Social justice activism is practiced by so many people and organizations, often fragmented and always solving problems with new twists, that communication and sharing experiences with peers can be challenging.  Most activists and organizations working with disadvantaged populations almost certainly practice several of the concepts discussed above, though perhaps by a different name.  A common language among activists, facilitated by the grouping of concepts into widely accepted names, is integral for activism to advance in scope and effectiveness.  This common language should also aid idea exchange with non-activist organizations; human-centered design, after all, originated from military aircraft designers.
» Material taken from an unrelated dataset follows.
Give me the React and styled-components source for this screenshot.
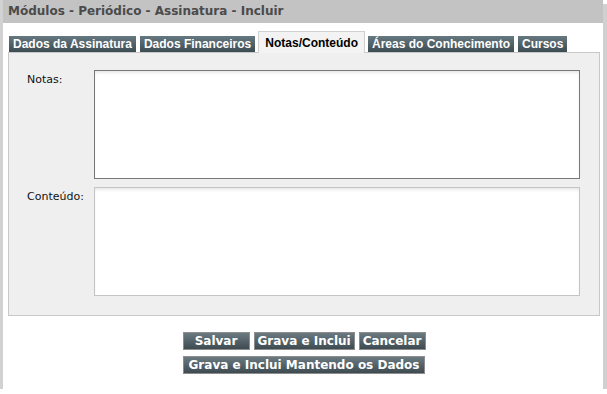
import styled, { createGlobalStyle } from "styled-components";

const Global = createGlobalStyle`
  *, *::before, *::after {
    box-sizing: border-box;
  }
  body {
    margin: 0;
    background: #fff;
    font-family: "DejaVu Sans", Verdana, sans-serif;
  }
`;

const tabs = [
  "Dados da Assinatura",
  "Dados Financeiros",
  "Notas/Conteúdo",
  "Áreas do Conhecimento",
  "Cursos",
];

const App = () => {
  return (
    <>
      <Global />
      <Window>
        <TitleBar>Módulos - Periódico - Assinatura - Incluir</TitleBar>
        <Body>
          <TabStrip>
            {tabs.map((t) => (
              <Tab key={t} $active={t === "Notas/Conteúdo"}>
                {t}
              </Tab>
            ))}
          </TabStrip>
          <Panel>
            <Field>
              <Label>Notas:</Label>
              <TextArea $focused />
            </Field>
            <Field>
              <Label>Conteúdo:</Label>
              <TextArea />
            </Field>
          </Panel>
          <Actions>
            <ButtonRow>
              <ActionButton $min={67}>Salvar</ActionButton>
              <ActionButton>Grava e Inclui</ActionButton>
              <ActionButton>Cancelar</ActionButton>
            </ButtonRow>
            <ButtonRow>
              <ActionButton $pad={5}>Grava e Inclui Mantendo os Dados</ActionButton>
            </ButtonRow>
          </Actions>
        </Body>
      </Window>
    </>
  );
};

const Window = styled.div`
  width: 603px;
  height: 389px;
  border-left: 3px solid #d2d2d2;
  box-shadow: 4px 4px 0 #d0d0d0;
  background: #fff;
  display: flex;
  flex-direction: column;
`;

const TitleBar = styled.div`
  height: 23px;
  line-height: 23px;
  background: #c3c3c3;
  padding-left: 5px;
  font-weight: bold;
  font-size: 12px;
  color: #4b4b4b;
`;

const Body = styled.div`
  padding: 8px 3px 0 5px;
  display: flex;
  flex-direction: column;
`;

const TabStrip = styled.div`
  display: flex;
  align-items: flex-end;
  gap: 4px;
  padding-left: 1px;
  height: 21px;
`;

const Tab = styled.div`
  font-family: "Liberation Sans", Arial, sans-serif;
  font-weight: bold;
  font-size: 12px;
  white-space: nowrap;
  ${({ $active }) =>
    $active
      ? `
    height: 22px;
    line-height: 22px;
    padding: 0 6px;
    margin: 0 -1px -1px;
    color: #000;
    background: #f3f3f3;
    border: 1px solid #d0d0d0;
    border-bottom: none;
    position: relative;
    z-index: 1;
  `
      : `
    height: 16px;
    line-height: 16px;
    padding: 0 4px;
    color: #fff;
    background: linear-gradient(#667880, #3d4c53);
  `}
`;

const Panel = styled.div`
  height: 264px;
  border: 1px solid #c8c8c8;
  background: #efefef;
  padding: 17px 19px 0 18px;
  display: flex;
  flex-direction: column;
  gap: 8px;
`;

const Field = styled.div`
  display: flex;
  align-items: flex-start;
`;

const Label = styled.div`
  width: 67px;
  font-size: 11px;
  color: #111;
  padding-top: 3px;
`;

const TextArea = styled.div`
  width: 487px;
  height: 109px;
  background: #fff;
  border: 1px solid ${({ $focused }) => ($focused ? "#777" : "#c4c4c4")};
  box-shadow: inset 0 3px 4px -2px #dedede;
`;

const Actions = styled.div`
  display: flex;
  flex-direction: column;
  align-items: center;
  gap: 6px;
  padding-top: 16px;
`;

const ButtonRow = styled.div`
  display: flex;
  gap: 4px;
`;

const ActionButton = styled.button`
  height: 18px;
  min-width: ${({ $min }) => ($min ? `${$min}px` : "0")};
  padding: 0 ${({ $pad }) => $pad ?? 3}px;
  border: 1px solid #8d8d8d;
  background: linear-gradient(#6b7a81, #3e4b51);
  color: #fff;
  font-family: "DejaVu Sans", Verdana, sans-serif;
  font-weight: bold;
  font-size: 12px;
  line-height: 16px;
  cursor: pointer;
`;

export default App;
Human-centered design, appropriate technology design, and participatory technology design stem from origins different enough to group their concepts under separate names. However, to choose a single design philosophy for a project is to fundamentally limit the relevance of that project’s ability to respond to new developments.  This includes factors inherent to the working style of the design team revealed only during the development process.  The wise activist unlocks their utility by examining their similarities and understanding the places where they can mutually inform design development.  She will then be ready to develop technology that makes a difference and empower the people who had a say in their solution.